Cash-strapped General Motors and Chrysler managed to secure a last-minute lifeline of up to 17.4 billion dollars in government-backed loans after weeks of wrangling in Washington.

But analysts warned it could be a just temporary reprieve amid a perfect storm of a global credit crisis, rapidly falling demand for vehicles and a global economic slump.

"Friday's bailout does not mean bankruptcy for all of the Detroit Three has been avoided," JP Morgan Chase analyst Himanshu Patel wrote in a recent research note.

While Ford says it has enough cash on hand to see it through a moderate slump without government help, all three automakers will be at risk if sales don't improve. Chrysler, the smallest US carmaker and the only to be privately owned, is considered most at risk.

A failure at any of the Detroit Three would devastate the highly integrated automotive industry, which employs one out of 10 Americans, and potentially push the fragile US economy into a depression.

European and Asian carmakers have also begged their governments for help as auto sales plunged by double digits across the globe.

The slump is so severe that the long-profitable Toyota Motor forecast its first-ever operating loss this year.

Producers in Europe, Asia and the Americas are idling factories and laying off workers as auto sales fell at the fastest rate in decades in the final months of the year, dropping as much as 37 to 50 percent in several countries.

Brazil's formerly booming market is withering, and there's even evidence of a slowdown in China which had been growing by 20 to 30 percent a year.

"There's nowhere to hide in the automotive sector globally at this point," auto analyst Gregg Lemos Stein of Standard & Poor's credit rating service told AFP.

After falling by a forecasted 2.6 million vehicles (or 3.7 percent) in 2008, global auto sales are expected to drop by another 3.5 million (or 5.1 percent) to 63.5 million vehicles in 2009, according to research firm Global Insight.

"We're not at rock bottom yet. We're still getting really bad news," said Global Insight analyst Rebecca Lindland, who warned that global auto sales will not recover until at least 2010.

"In Europe they're still in the process of tumbling down into recession.

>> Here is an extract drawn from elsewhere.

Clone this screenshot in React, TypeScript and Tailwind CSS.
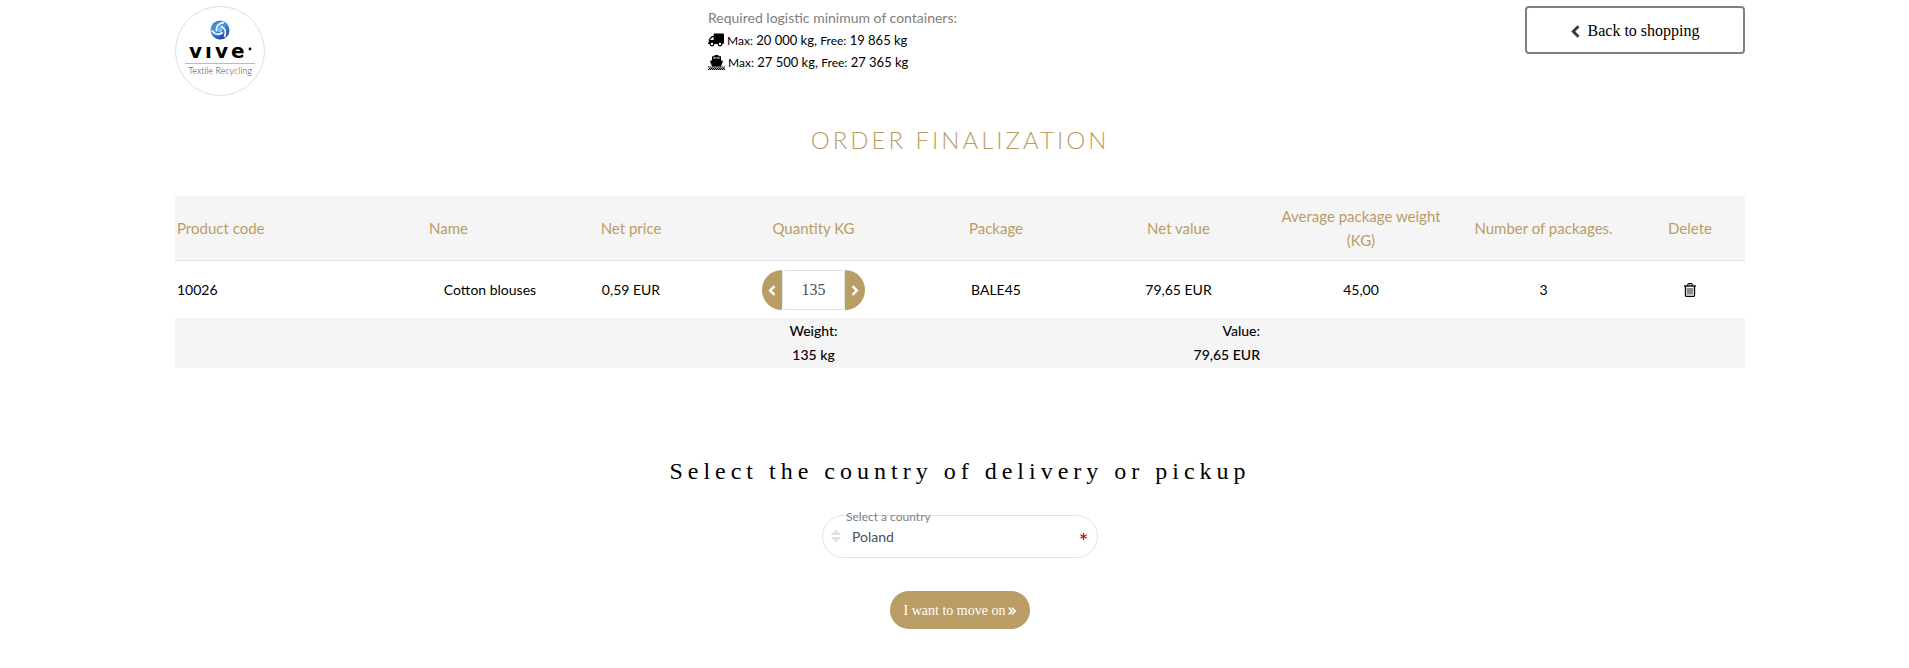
import { useState } from 'react'
import { FaTruck, FaSort, FaAsterisk } from 'react-icons/fa'

interface OrderItem {
  code: string;
  name: string;
  price: string;
  quantity: number;
  packageType: string;
  value: string;
  averageWeight: string;
  packages: number;
}

const items: OrderItem[] = [
  {
    code: '10026',
    name: 'Cotton blouses',
    price: '0,59 EUR',
    quantity: 135,
    packageType: 'BALE45',
    value: '79,65 EUR',
    averageWeight: '45,00',
    packages: 3,
  },
]

const countries = ['Poland', 'Germany', 'Czech Republic', 'Slovakia']

function Logo() {
  return (
    <svg viewBox="0 0 90 90" className="h-[90px] w-[90px]" role="img" aria-label="VIVE Textile Recycling">
      <defs>
        <linearGradient id="orb" x1="0" y1="0" x2="0.6" y2="1">
          <stop offset="0" stopColor="#3b78c4" />
          <stop offset="0.5" stopColor="#4b97e0" />
          <stop offset="1" stopColor="#1f3f9c" />
        </linearGradient>
      </defs>
      <circle cx="45" cy="45" r="44.5" fill="#fff" stroke="#ddd" />
      <circle cx="45" cy="24" r="9.5" fill="url(#orb)" />
      <g fill="none" stroke="#eef8ff" strokeWidth="1.9" strokeLinecap="round">
        <path d="M41.500 24.500C41 20.500 43.500 17.500 48 16.800" />
        <path d="M41.500 24.500C41 20.500 43.500 17.500 48 16.800" transform="rotate(120 45 24)" />
        <path d="M41.500 24.500C41 20.500 43.500 17.500 48 16.800" transform="rotate(240 45 24)" />
      </g>
      <circle cx="45" cy="24" r="2.4" fill="#7cc0f2" />
      <text x="14" y="52" fontSize="20" fontWeight="700" letterSpacing="3" className="font-['DejaVu_Sans']">vıve</text>
      <circle cx="75" cy="43" r="1.4" />
      <path d="M10 57.500h70" stroke="#bbb" />
      <text x="45" y="68" fontSize="9" textAnchor="middle" fill="#444" className="font-[Lato] font-light">Textile Recycling</text>
    </svg>
  )
}

function Chevron({ className }: { className: string }) {
  return (
    <svg viewBox="0 0 9 13" className={className} fill="none" stroke="currentColor" strokeWidth="2.900" aria-hidden="true">
      <path d="M7.500 1.300 2.300 6.500l5.200 5.200" />
    </svg>
  )
}

function DoubleAngle() {
  return (
    <svg viewBox="0 0 9 9" className="h-2 w-2" fill="none" stroke="currentColor" strokeWidth="1.700" aria-hidden="true">
      <path d="M.600.600l3.900 3.900-3.900 3.900M4.200.600l3.900 3.900-3.900 3.900" />
    </svg>
  )
}

function ShipIcon() {
  return (
    <svg viewBox="0 0 17 15" className="h-[15px] w-[17px]" fill="currentColor" aria-hidden="true">
      <path d="M6.500 0h4v1.200h2.500v4l2 .9-2 5.400H4l-2-5.400 2-.9v-4h2.500zM5.600 2.600v1.400l2.900-1 2.900 1V2.600z" fillRule="evenodd" />
      <path d="M0 12h17M1 13.300h16M0 14.500h17" fill="none" stroke="currentColor" strokeWidth="1.200" strokeDasharray="1.400 .600" />
    </svg>
  )
}

function TrashIcon() {
  return (
    <svg viewBox="0 0 12 14" className="h-[14px] w-[12px]" fill="none" stroke="currentColor" aria-hidden="true">
      <path d="M0 3h12" strokeWidth="1.4" />
      <path d="M3.500 2.500Q3.800.700 5 .700h2Q8.200.700 8.500 2.500" strokeWidth="1.2" />
      <path d="M1.500 3.500v9q0 .8.800.8h7.400q.8 0 .8-.8v-9" strokeWidth="1.3" />
      <path d="M4 5v6.500M6 5v6.500M8 5v6.500" strokeWidth="0.9" />
    </svg>
  )
}

export default function App() {
  const [quantity, setQuantity] = useState(items[0].quantity)
  const [country, setCountry] = useState('Poland')

  return (
    <div className="pl-[11px] font-[Lato,sans-serif] text-sm leading-6 text-black">
      <div className="mx-auto max-w-[1570px] pt-[6px]">
        <header className="flex items-start justify-between">
          <div className="flex">
            <a href="#" className="mr-[443px] block"><Logo /></a>
            <div className="text-[13px] leading-[22px]">
              <p className="text-sm leading-[23px] text-[#808080]">Required logistic minimum of containers:</p>
              <p className="flex items-center gap-[3px]">
                <FaTruck className="h-4 w-4 -scale-x-100" />
                <span><span className="text-xs">Max:</span> 20 000 kg, <span className="text-xs">Free:</span> 19 865 kg</span>
              </p>
              <p className="flex items-center gap-[3px]">
                <ShipIcon />
                <span><span className="text-xs">Max:</span> 27 500 kg, <span className="text-xs">Free:</span> 27 365 kg</span>
              </p>
            </div>
          </div>
          <button className="flex h-12 w-[220px] items-center justify-center gap-2 rounded border-2 border-[#808080] pt-[2px] font-['Liberation_Serif',serif] text-base">
            <Chevron className="h-[13px] w-[9px] text-[#343a40]" />
            Back to shopping
          </button>
        </header>

        <h1 className="mt-6 text-center text-2xl leading-10 font-light tracking-[3px] text-[#b99d65]">ORDER FINALIZATION</h1>

        {/* Order lines */}
        <table className="mt-9 w-full table-fixed text-center">
          <colgroup>
            <col className="w-[252px]" />
            <col className="w-[113px]" />
            <col className="w-[182px]" />
            <col className="w-[183px]" />
            <col className="w-[182px]" />
            <col className="w-[183px]" />
            <col className="w-[182px]" />
            <col className="w-[183px]" />
            <col className="w-[110px]" />
          </colgroup>
          <thead className="border-b border-[#dee2e6] bg-[#f5f5f5] text-[15px] text-[#b99d65]">
            <tr className="h-16">
              <th className="px-[2px] text-left font-normal">Product code</th>
              <th className="px-[2px] text-left font-normal">Name</th>
              <th className="px-[2px] font-normal">Net price</th>
              <th className="px-[2px] font-normal">Quantity KG</th>
              <th className="px-[2px] font-normal">Package</th>
              <th className="px-[2px] font-normal">Net value</th>
              <th className="px-[2px] font-normal">Average package weight<br />(KG)</th>
              <th className="px-[2px] font-normal">Number of packages.</th>
              <th className="px-[2px] font-normal">Delete</th>
            </tr>
          </thead>
          <tbody>
            {items.map((item) => (
              <tr key={item.code} className="h-[58px]">
                <td className="px-[2px] pt-[2px] text-left">{item.code}</td>
                <td className="pt-[2px] pr-[2px] pl-[15px]">{item.name}</td>
                <td className="px-[2px] pt-[2px]">{item.price}</td>
                <td className="px-[2px] pt-[2px]">
                  <div className="flex items-center justify-center">
                    <button
                      aria-label="Less"
                      onClick={() => setQuantity(quantity - 45)}
                      className="flex h-10 w-5 items-center justify-center rounded-l-full bg-[#b99d65] text-white"
                    >
                      <Chevron className="h-[11px] w-2" />
                    </button>
                    <input
                      aria-label="Quantity KG"
                      value={quantity}
                      onChange={(e) => setQuantity(Number(e.target.value))}
                      className="h-10 w-[63px] rounded-sm border border-[#dee2e6] text-center font-['Liberation_Serif',serif] text-base text-[#495057]"
                    />
                    <button
                      aria-label="More"
                      onClick={() => setQuantity(quantity + 45)}
                      className="flex h-10 w-5 items-center justify-center rounded-r-full bg-[#b99d65] text-white"
                    >
                      <Chevron className="h-[11px] w-2 rotate-180" />
                    </button>
                  </div>
                </td>
                <td className="px-[2px] pt-[2px]">{item.packageType}</td>
                <td className="px-[2px] pt-[2px]">{item.value}</td>
                <td className="px-[2px] pt-[2px]">{item.averageWeight}</td>
                <td className="px-[2px] pt-[2px]">{item.packages}</td>
                <td className="px-[2px]">
                  <button aria-label="Delete" className="inline-flex pb-[2px] align-middle"><TrashIcon /></button>
                </td>
              </tr>
            ))}
          </tbody>
          <tfoot className="bg-[#f5f5f5]">
            <tr className="h-[50px] font-medium">
              <td colSpan={3}></td>
              <td>Weight:<br />135 kg</td>
              <td></td>
              <td className="pr-[10px] text-right">Value:<br />79,65 EUR</td>
              <td colSpan={3}></td>
            </tr>
          </tfoot>
        </table>

        {/* Delivery country */}
        <form className="flex flex-col items-center" onSubmit={(e) => e.preventDefault()}>
          <h2 className="mt-[83px] font-['Liberation_Serif',serif] text-2xl leading-10 tracking-[5px]">
            Select the country of delivery or pickup
          </h2>
          <div className="relative mt-6 w-[276px]">
            <label htmlFor="country" className="absolute -top-[6px] left-6 text-xs leading-4 text-[#808080]">Select a country</label>
            <FaSort className="absolute top-[13px] left-2 h-4 w-3 text-[#dee2e6]" />
            <select
              id="country"
              value={country}
              onChange={(e) => setCountry(e.target.value)}
              className="h-[43px] w-full appearance-none rounded-full border border-[#dee2e6] bg-transparent pl-[29px] text-[#495057]"
            >
              {countries.map((c) => <option key={c}>{c}</option>)}
            </select>
            <FaAsterisk className="absolute top-[18px] right-[11px] h-[7px] w-[7px] text-[#dc0012]" />
          </div>
          <button className="mt-[33px] flex h-[38px] w-[140px] items-center justify-center gap-[3px] rounded-full bg-[#b99d65] pt-px font-['Liberation_Serif',serif] text-sm text-white">
            I want to move on
            <DoubleAngle />
          </button>
        </form>
      </div>
    </div>
  )
}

We're still seeing emerging markets slow and we don't know when they're going to stop slowing," Lindland said in a telephone interview.

The troubles at the Big Three did provide opportunities for their competitors.

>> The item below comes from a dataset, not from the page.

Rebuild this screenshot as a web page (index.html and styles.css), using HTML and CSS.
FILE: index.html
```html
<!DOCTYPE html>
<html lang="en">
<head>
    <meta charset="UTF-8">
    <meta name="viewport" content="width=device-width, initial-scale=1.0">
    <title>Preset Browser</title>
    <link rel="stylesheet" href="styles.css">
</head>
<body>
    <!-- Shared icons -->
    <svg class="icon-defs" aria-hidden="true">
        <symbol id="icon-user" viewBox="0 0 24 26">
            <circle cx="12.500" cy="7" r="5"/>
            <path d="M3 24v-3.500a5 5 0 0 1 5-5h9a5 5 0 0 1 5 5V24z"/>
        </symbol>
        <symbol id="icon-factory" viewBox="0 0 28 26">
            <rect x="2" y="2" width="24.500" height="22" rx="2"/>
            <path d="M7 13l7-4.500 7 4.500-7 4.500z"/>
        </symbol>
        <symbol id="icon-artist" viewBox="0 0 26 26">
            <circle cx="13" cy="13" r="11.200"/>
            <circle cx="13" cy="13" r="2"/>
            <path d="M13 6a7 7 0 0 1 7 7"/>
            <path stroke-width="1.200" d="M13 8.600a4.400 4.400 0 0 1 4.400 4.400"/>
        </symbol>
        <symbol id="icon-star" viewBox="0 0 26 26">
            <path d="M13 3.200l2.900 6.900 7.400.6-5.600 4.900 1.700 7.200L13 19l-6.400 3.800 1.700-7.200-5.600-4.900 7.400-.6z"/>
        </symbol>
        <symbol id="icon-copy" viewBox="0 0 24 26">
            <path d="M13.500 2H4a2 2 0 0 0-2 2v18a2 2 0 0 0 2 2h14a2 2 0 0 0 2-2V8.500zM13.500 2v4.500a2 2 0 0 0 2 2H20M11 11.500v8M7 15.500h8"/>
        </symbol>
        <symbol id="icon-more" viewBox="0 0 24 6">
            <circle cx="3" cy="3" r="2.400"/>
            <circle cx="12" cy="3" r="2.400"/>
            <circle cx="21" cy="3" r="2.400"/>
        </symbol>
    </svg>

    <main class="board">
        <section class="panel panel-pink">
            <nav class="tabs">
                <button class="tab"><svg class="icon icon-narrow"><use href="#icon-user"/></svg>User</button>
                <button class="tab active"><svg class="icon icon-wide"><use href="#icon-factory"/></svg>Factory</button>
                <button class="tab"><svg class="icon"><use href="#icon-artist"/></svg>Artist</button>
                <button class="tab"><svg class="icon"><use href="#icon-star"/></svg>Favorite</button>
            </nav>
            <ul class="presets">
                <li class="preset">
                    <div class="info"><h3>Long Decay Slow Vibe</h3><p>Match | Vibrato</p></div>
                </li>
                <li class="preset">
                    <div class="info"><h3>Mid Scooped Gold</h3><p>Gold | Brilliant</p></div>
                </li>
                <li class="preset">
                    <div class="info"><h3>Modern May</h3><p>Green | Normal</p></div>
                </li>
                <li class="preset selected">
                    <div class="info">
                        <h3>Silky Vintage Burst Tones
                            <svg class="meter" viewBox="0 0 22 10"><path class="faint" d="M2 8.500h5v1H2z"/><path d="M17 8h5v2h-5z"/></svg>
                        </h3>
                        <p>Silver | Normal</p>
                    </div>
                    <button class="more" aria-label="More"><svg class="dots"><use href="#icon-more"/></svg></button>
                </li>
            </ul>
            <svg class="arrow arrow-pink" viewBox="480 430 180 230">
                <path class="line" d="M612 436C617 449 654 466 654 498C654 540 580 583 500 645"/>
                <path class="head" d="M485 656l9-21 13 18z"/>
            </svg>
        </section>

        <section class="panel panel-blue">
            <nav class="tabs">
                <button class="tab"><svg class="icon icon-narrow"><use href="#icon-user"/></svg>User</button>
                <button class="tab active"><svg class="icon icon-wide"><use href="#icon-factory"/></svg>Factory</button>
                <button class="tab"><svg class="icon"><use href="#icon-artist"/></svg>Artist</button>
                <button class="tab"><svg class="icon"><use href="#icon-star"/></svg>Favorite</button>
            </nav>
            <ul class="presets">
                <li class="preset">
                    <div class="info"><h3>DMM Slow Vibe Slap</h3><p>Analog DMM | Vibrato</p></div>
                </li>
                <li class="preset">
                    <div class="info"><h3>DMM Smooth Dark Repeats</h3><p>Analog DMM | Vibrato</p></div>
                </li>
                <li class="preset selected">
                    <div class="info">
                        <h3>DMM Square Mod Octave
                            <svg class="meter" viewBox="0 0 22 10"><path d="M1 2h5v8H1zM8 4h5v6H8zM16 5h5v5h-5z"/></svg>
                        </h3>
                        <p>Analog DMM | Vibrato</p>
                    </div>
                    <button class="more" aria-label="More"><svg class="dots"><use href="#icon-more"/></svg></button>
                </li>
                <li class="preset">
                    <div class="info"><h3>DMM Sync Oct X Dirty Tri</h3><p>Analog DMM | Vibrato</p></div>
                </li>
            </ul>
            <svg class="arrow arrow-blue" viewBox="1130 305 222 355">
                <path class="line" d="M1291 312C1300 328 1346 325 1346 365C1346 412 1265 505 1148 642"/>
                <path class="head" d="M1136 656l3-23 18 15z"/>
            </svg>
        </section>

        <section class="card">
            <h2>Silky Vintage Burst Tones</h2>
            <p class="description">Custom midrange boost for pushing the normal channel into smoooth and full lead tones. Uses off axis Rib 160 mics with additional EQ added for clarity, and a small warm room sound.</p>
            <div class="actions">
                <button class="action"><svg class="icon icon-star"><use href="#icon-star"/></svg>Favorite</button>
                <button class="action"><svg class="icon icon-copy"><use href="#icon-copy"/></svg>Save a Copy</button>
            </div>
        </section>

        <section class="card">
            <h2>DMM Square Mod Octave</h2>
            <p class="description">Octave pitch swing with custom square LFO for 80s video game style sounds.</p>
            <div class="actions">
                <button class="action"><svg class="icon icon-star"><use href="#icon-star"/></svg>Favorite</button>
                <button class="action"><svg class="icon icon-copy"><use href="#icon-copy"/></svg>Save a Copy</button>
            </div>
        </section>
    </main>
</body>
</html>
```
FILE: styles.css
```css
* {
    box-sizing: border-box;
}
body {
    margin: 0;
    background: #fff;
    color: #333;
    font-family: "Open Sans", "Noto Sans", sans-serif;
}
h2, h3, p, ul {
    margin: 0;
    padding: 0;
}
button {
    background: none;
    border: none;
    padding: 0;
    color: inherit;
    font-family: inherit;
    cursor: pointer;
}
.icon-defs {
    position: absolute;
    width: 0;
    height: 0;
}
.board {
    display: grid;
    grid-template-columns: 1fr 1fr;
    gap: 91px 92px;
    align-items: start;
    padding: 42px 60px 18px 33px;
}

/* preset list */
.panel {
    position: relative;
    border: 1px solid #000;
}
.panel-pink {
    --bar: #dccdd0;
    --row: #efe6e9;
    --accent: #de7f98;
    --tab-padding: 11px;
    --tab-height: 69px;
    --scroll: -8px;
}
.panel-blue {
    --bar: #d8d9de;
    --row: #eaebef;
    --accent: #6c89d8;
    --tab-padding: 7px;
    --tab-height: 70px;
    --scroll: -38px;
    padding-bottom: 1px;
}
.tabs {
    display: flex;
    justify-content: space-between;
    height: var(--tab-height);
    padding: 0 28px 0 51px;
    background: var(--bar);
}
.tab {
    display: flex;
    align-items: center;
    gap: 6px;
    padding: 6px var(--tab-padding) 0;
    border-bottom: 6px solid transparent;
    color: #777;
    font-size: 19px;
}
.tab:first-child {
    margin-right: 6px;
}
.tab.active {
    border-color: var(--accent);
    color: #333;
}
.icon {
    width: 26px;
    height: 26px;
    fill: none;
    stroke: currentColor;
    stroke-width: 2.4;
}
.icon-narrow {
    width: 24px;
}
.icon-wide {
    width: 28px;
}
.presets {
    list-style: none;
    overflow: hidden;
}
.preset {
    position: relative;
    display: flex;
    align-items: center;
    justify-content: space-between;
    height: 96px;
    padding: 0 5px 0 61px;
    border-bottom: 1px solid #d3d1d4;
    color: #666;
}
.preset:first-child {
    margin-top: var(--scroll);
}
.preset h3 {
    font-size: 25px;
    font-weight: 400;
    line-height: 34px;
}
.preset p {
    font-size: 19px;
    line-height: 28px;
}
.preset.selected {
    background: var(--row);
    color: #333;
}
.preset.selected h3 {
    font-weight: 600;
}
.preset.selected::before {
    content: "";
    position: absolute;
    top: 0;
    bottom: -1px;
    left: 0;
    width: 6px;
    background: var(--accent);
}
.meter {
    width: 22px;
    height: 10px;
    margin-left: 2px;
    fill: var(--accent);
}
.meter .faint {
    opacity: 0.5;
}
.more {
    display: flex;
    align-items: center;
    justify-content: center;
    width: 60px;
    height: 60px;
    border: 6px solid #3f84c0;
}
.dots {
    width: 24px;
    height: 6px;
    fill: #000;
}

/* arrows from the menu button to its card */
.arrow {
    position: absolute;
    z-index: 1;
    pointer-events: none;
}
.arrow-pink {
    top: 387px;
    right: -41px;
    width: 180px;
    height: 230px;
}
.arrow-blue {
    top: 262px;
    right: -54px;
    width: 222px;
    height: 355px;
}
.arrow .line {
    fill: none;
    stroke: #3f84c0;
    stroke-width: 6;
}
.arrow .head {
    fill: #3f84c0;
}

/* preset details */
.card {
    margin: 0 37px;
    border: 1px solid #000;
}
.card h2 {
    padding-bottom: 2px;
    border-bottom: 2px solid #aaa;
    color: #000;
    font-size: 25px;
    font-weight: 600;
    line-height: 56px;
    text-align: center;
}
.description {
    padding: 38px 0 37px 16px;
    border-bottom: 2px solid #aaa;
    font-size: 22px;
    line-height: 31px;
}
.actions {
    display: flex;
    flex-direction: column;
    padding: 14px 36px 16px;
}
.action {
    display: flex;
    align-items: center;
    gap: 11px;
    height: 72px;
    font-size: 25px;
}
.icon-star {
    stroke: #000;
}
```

Toyota was set to overtake GM as the world's largest automaker and Volkswagen knocked Ford out of the number three spot globally.

A number of iconic brands also swapped hands in 2008.

Ford sold British luxury marks Jaguar and Land Rover to India's Tata Motors and steered the Aston Martin brand back into British hands to raise much-needed cash.

Ford was also looking at putting its last foreign luxury mark, Volvo, on the block and GM said it would consider a sale of Saab.

Daimler meanwhile officially filed a request with Russian authorities to take a stake in the truck maker Kamaz, but said it was also considering building its own Russian vehicle instead.

But tight credit and worsening economic conditions scuttled a number of possible deals.

GM abandoned merger talks with Chrysler, and luxury sports car maker Porsche pushed back a planned takeover of Volkswagen.

And a growing row between Germany's Daimler and the parent company of Chrysler over the terms of finalizing their divorce spilled out into public accusations of breach of contract and bad faith negotiations in November.

Bleeding balance sheets could also undermine plans to push more fuel-efficient vehicles despite billions in loans approved by the European Union and US government.

Japanese truck maker Isuzu shelved plans to jointly develop a clean diesel engine with Toyota and Norwegian electric car maker Think was forced to lay off half its workers just two months after it launched production due to a lack of financing.

Tata also encountered problems constructing a factory for what will be the world's cheapest car as violent protests broke out in West Bengal state over the seizure of farmland to make room for the plant.

BMW, Nissan and Honda have also issued profit warnings, and Fiat delayed the introduction of its 2009 models.

South Korean auto maker Ssangyong Motor failed to pay its workers the week before Christmas after its Chinese parent refused to provide a cash injection and threatened to abandon the ailing automaker if its union rejects restructuring.